■ Goal of the exercise ■
Pull each line holding the word "this" from the data.

--- START Data ---

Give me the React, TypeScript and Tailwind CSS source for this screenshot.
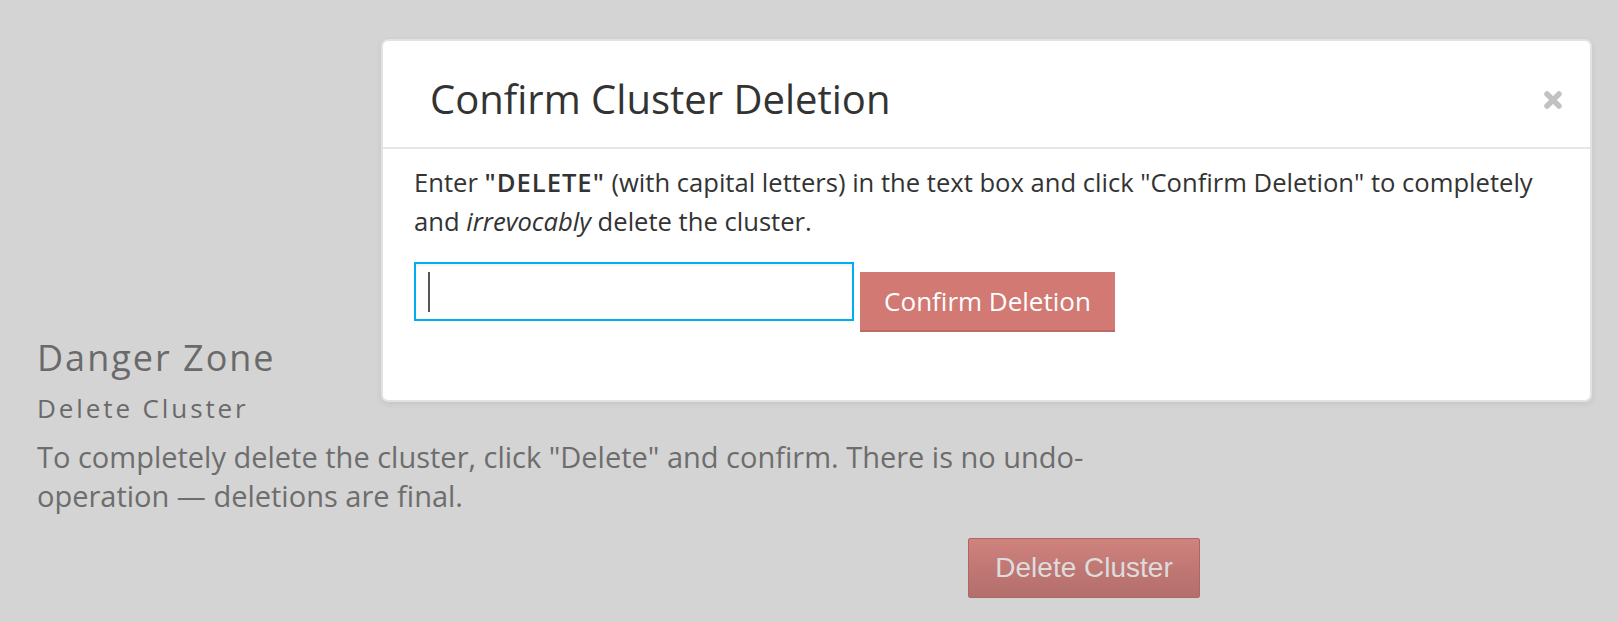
const closeIcon = (
  <svg width="20" height="20" viewBox="0 0 20 20" aria-hidden="true">
    <path d="M4 4 L16 16 M16 4 L4 16" stroke="#c2c2c2" strokeWidth="5.5" strokeLinecap="round" />
  </svg>
);

function ConfirmModal() {
  return (
    <div className="absolute left-[381px] top-[39px] w-[1211px] rounded-[7px] border-2 border-[#e2e2e2] bg-white shadow-[0_2px_6px_rgba(0,0,0,0.08)]">
      <div className="flex items-start justify-between border-b-2 border-[#e6e6e6] pl-[47px] pr-[27px] pt-[36px] pb-[26px]">
        <h3 className="text-[40px] leading-[44px] text-[#333]">Confirm Cluster Deletion</h3>
        <button className="mt-[13px]">{closeIcon}</button>
      </div>
      <div className="pl-[31px] pr-[31px] pt-[14px] pb-[68px]">
        <p className="text-[25.6px] leading-[39px] text-[#333]">
          Enter <strong className="font-semibold tracking-[1px]">"DELETE"</strong> (with capital letters) in the text box
          and click "Confirm Deletion" to completely and <em>irrevocably</em> delete the cluster.
        </p>
        <div className="mt-[21px] flex items-start gap-[6px]">
          <div className="flex h-[59px] w-[440px] items-center border-2 border-[#00aeef] pl-[12px] shadow-[inset_0_2px_2px_rgba(0,0,0,0.06)]">
            <span className="block h-[40px] w-[2px] bg-[#555]" />
          </div>
          <button className="mt-[10px] h-[60px] w-[255px] border-b-2 border-[#b96b67] bg-[#d27973] text-[26px] text-white">
            Confirm Deletion
          </button>
        </div>
      </div>
    </div>
  );
}

export default function App() {
  return (
    <div className="relative h-[622px] w-[1618px] overflow-hidden bg-[#d4d4d4] font-['Open_Sans',sans-serif]">
      <div className="w-[1200px] pl-[37px] pt-[338px]">
        <h2 className="text-[36px] leading-[40px] tracking-[2px] text-[#6a6a6a]">Danger Zone</h2>
        <h4 className="mt-[14px] text-[26px] leading-[32px] tracking-[2.9px] text-[#6a6a6a]">Delete Cluster</h4>
        <p className="mt-[13px] max-w-[1130px] text-[29px] leading-[39px] text-[#6d6d6d]">
          To completely delete the cluster, click "Delete" and confirm. There is no undo-operation — deletions are
          final.
        </p>
        <div className="mt-[23px] flex justify-end">
          <button className="h-[60px] w-[232px] rounded-[2px] border border-[#ad6865] bg-gradient-to-b from-[#cf827e] to-[#b36e6b] font-['Liberation_Sans',Arial,sans-serif] text-[28px] text-[#dcdcdc]">
            Delete Cluster
          </button>
        </div>
      </div>
      <ConfirmModal />
    </div>
  );
}
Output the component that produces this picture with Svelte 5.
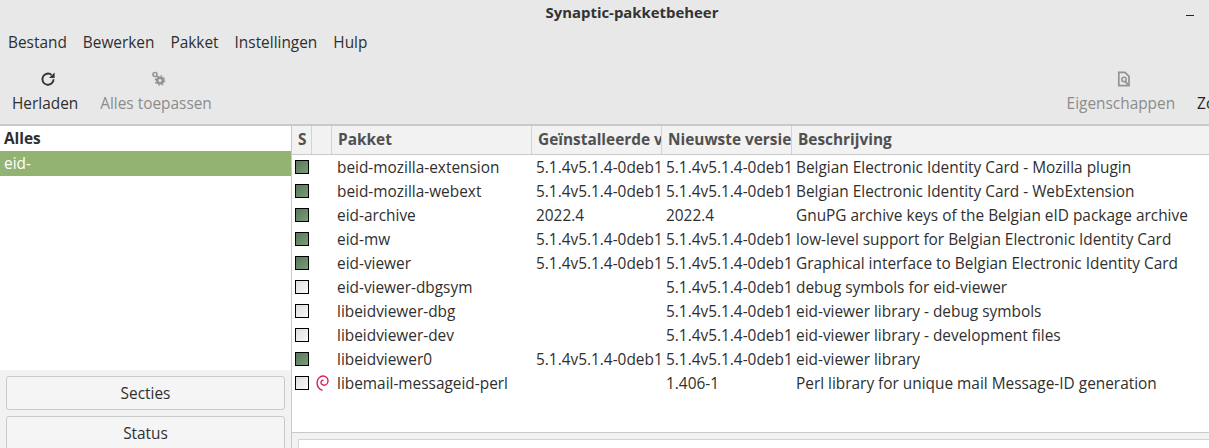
<script>
  const menus = ['Bestand', 'Bewerken', 'Pakket', 'Instellingen', 'Hulp']
  const v = '5.1.4v5.1.4-0deb1'
  const packages = [
    { name: 'beid-mozilla-extension', inst: v, latest: v, desc: 'Belgian Electronic Identity Card - Mozilla plugin', on: true },
    { name: 'beid-mozilla-webext', inst: v, latest: v, desc: 'Belgian Electronic Identity Card - WebExtension', on: true },
    { name: 'eid-archive', inst: '2022.4', latest: '2022.4', desc: 'GnuPG archive keys of the Belgian eID package archive', on: true },
    { name: 'eid-mw', inst: v, latest: v, desc: 'low-level support for Belgian Electronic Identity Card', on: true },
    { name: 'eid-viewer', inst: v, latest: v, desc: 'Graphical interface to Belgian Electronic Identity Card', on: true },
    { name: 'eid-viewer-dbgsym', inst: '', latest: v, desc: 'debug symbols for eid-viewer', on: false },
    { name: 'libeidviewer-dbg', inst: '', latest: v, desc: 'eid-viewer library - debug symbols', on: false },
    { name: 'libeidviewer-dev', inst: '', latest: v, desc: 'eid-viewer library - development files', on: false },
    { name: 'libeidviewer0', inst: v, latest: v, desc: 'eid-viewer library', on: true },
    { name: 'libemail-messageid-perl', inst: '', latest: '1.406-1', desc: 'Perl library for unique mail Message-ID generation', on: false, debian: true }
  ]
</script>

<div class="screen">
  <div class="window">
    <header class="titlebar">
      <span class="title">Synaptic-pakketbeheer</span>
      <span class="minimize"></span>
    </header>

    <nav class="menubar">
      {#each menus as item}
        <span>{item}</span>
      {/each}
    </nav>

    <div class="toolbar">
      <div class="tool">
        <svg width="16" height="16" viewBox="0 0 16 16">
          <path d="M13.6 8.2A5.6 5.6 0 1 1 11.6 3.9" fill="none" stroke="#333" stroke-width="1.9" />
          <path d="M14.6 1.4V7H9Z" fill="#333" />
        </svg>
        <span>Herladen</span>
      </div>
      <div class="tool disabled">
        <svg width="16" height="16" viewBox="0 0 16 16">
          <circle cx="4" cy="3.5" r="2" fill="none" stroke="#939393" stroke-width="1.6" />
          <circle cx="9" cy="9.5" r="2.8" fill="none" stroke="#939393" stroke-width="2.6" />
          <circle cx="9" cy="9.5" r="4.6" fill="none" stroke="#939393" stroke-width="1.4" stroke-dasharray="1.8 1.8" />
        </svg>
        <span>Alles toepassen</span>
      </div>
      <div class="spacer"></div>
      <div class="tool disabled">
        <svg width="16" height="16" viewBox="0 0 16 16">
          <path d="M2.8 1.3H9L13 5.3V14.7H2.8Z" fill="none" stroke="#939393" stroke-width="1.7" />
          <circle cx="8" cy="8.5" r="2.2" fill="none" stroke="#939393" stroke-width="1.5" />
          <path d="M9.5 10.5L12.5 14.5" stroke="#939393" stroke-width="2" />
        </svg>
        <span>Eigenschappen</span>
      </div>
      <div class="tool cut">
        <span class="blank-icon"></span>
        <span>Zoeken</span>
      </div>
    </div>

    <main class="content">
      <aside class="sidebar">
        <div class="filters">
          <div class="filter-head">Alles</div>
          <div class="filter-selected">eid-</div>
        </div>
        <div class="side-buttons">
          <button>Secties</button>
          <button>Status</button>
        </div>
      </aside>

      <section class="list">
        <div class="rows">
          <div class="row head">
            <div>S</div>
            <div></div>
            <div>Pakket</div>
            <div>Geïnstalleerde versie</div>
            <div>Nieuwste versie</div>
            <div>Beschrijving</div>
          </div>
          {#each packages as p}
            <div class="row">
              <div class="cell-check"><span class="check" class:on={p.on}></span></div>
              <div class="cell-icon">
                {#if p.debian}
                  <svg width="13" height="16" viewBox="0 0 13 16">
                    <path d="M6.5 15.4C3.2 14 1 11 1.1 7.6C1.2 3.8 3.9 1 7 1C10 1 12.1 3.2 12 6C11.9 8.6 9.9 10.2 8 10.2C6.2 10.2 4.9 8.9 5 7.3C5.1 5.8 6.3 5 7.6 5.1"
                      fill="none" stroke="#d4245f" stroke-width="1.4" />
                  </svg>
                {/if}
              </div>
              <div class="cell-name">{p.name}</div>
              <div class="cell-ver">{p.inst}</div>
              <div class="cell-ver">{p.latest}</div>
              <div class="cell-desc">{p.desc}</div>
            </div>
          {/each}
        </div>
        <div class="details">
          <div class="details-box"></div>
        </div>
      </section>
    </main>
  </div>
</div>

<style>
  :global(body) {
    margin: 0;
    background: #f2f2f2;
  }

  .screen {
    width: 1209px;
    height: 448px;
    overflow: hidden;
  }

  .window {
    width: 1264px;
    height: 448px;
    display: flex;
    flex-direction: column;
    background: #e8e8e8;
    color: #2f2f2f;
    font-family: "Open Sans", "Noto Sans", sans-serif;
    font-size: 15.4px;
  }

  .titlebar {
    height: 24px;
    flex: none;
    display: flex;
    align-items: center;
    justify-content: center;
    position: relative;
  }

  .title {
    font-weight: 700;
    font-size: 14.9px;
    color: #333;
  }

  .minimize {
    position: absolute;
    left: 1186px;
    top: 15px;
    width: 8px;
    height: 1px;
    background: #222;
  }

  .menubar {
    height: 36px;
    flex: none;
    display: flex;
    align-items: center;
    gap: 16px;
    padding-left: 8px;
  }

  .toolbar {
    height: 64px;
    flex: none;
    display: flex;
    gap: 6px;
    padding: 0 6px 0 4px;
    border-bottom: 2px solid #c9c9c9;
  }

  .tool {
    display: flex;
    flex-direction: column;
    align-items: center;
    padding: 11px 8px 0;
    gap: 6px;
  }

  .tool svg {
    display: block;
    flex: none;
    margin-left: 6px;
  }

  .blank-icon {
    display: block;
    height: 16px;
    flex: none;
  }

  .disabled {
    color: #8c8c8c;
  }

  .spacer {
    flex: 1;
  }

  .cut {
    color: #222;
  }

  .content {
    flex: 1;
    display: flex;
    min-height: 0;
  }

  .sidebar {
    width: 291px;
    flex: none;
    display: flex;
    flex-direction: column;
    background: #f2f2f2;
    border-right: 1px solid #c9c9c9;
  }

  .filters {
    height: 244px;
    flex: none;
    background: #fff;
  }

  .filter-head {
    height: 25px;
    line-height: 25px;
    padding-left: 4px;
    font-weight: 700;
  }

  .filter-selected {
    height: 25px;
    line-height: 25px;
    padding-left: 4px;
    background: #92b372;
    color: #fff;
  }

  .side-buttons {
    display: flex;
    flex-direction: column;
    gap: 6px;
    padding: 6px 6px 0;
  }

  button {
    height: 34px;
    flex: none;
    border: 1px solid #c9c9c9;
    border-radius: 3px;
    background: #f5f5f5;
    color: #2f2f2f;
    font: inherit;
    padding: 0;
  }

  .list {
    flex: 1;
    min-width: 0;
    display: flex;
    flex-direction: column;
    background: #fff;
  }

  .rows {
    flex: 1;
    min-height: 0;
  }

  .row {
    display: grid;
    grid-template-columns: 20px 20px 200px 130px 130px 1fr;
    height: 24px;
    align-items: center;
  }

  .row > div {
    white-space: nowrap;
    overflow: hidden;
    box-sizing: border-box;
  }

  .head {
    height: 29px;
    align-items: stretch;
    background: #f2f2f2;
    border-bottom: 1px solid #c9c9c9;
    box-sizing: border-box;
    color: #505050;
    font-weight: 700;
  }

  .head > div {
    line-height: 28px;
    padding-left: 6px;
    border-right: 1px solid #d3d3d3;
  }

  .head > div:last-child {
    border-right: 0;
  }

  .cell-check {
    display: flex;
    padding-left: 3px;
  }

  .check {
    width: 12px;
    height: 12px;
    border: 1px solid #000;
    background: linear-gradient(135deg, #dcdcdc, #fafafa);
    display: block;
  }

  .check.on {
    background: linear-gradient(135deg, #55785a, #7d9c78);
  }

  .cell-icon {
    display: flex;
    padding-left: 4px;
  }

  .cell-name {
    padding-left: 5px;
  }

  .cell-ver, .cell-desc {
    padding-left: 4px;
  }

  .cell-ver {
    border-right: 2px solid transparent;
  }

  .details {
    height: 16px;
    flex: none;
    background: #f2f2f2;
    border-top: 1px solid #c9c9c9;
    padding: 6px 0 0 6px;
    box-sizing: border-box;
  }

  .details-box {
    height: 30px;
    background: #fff;
    border: 1px solid #d3d3d3;
  }
</style>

--- END Data ---

■ Task response ■
Give me the React, TypeScript and Tailwind CSS source for this screenshot.
Output the component that produces this picture with Svelte 5.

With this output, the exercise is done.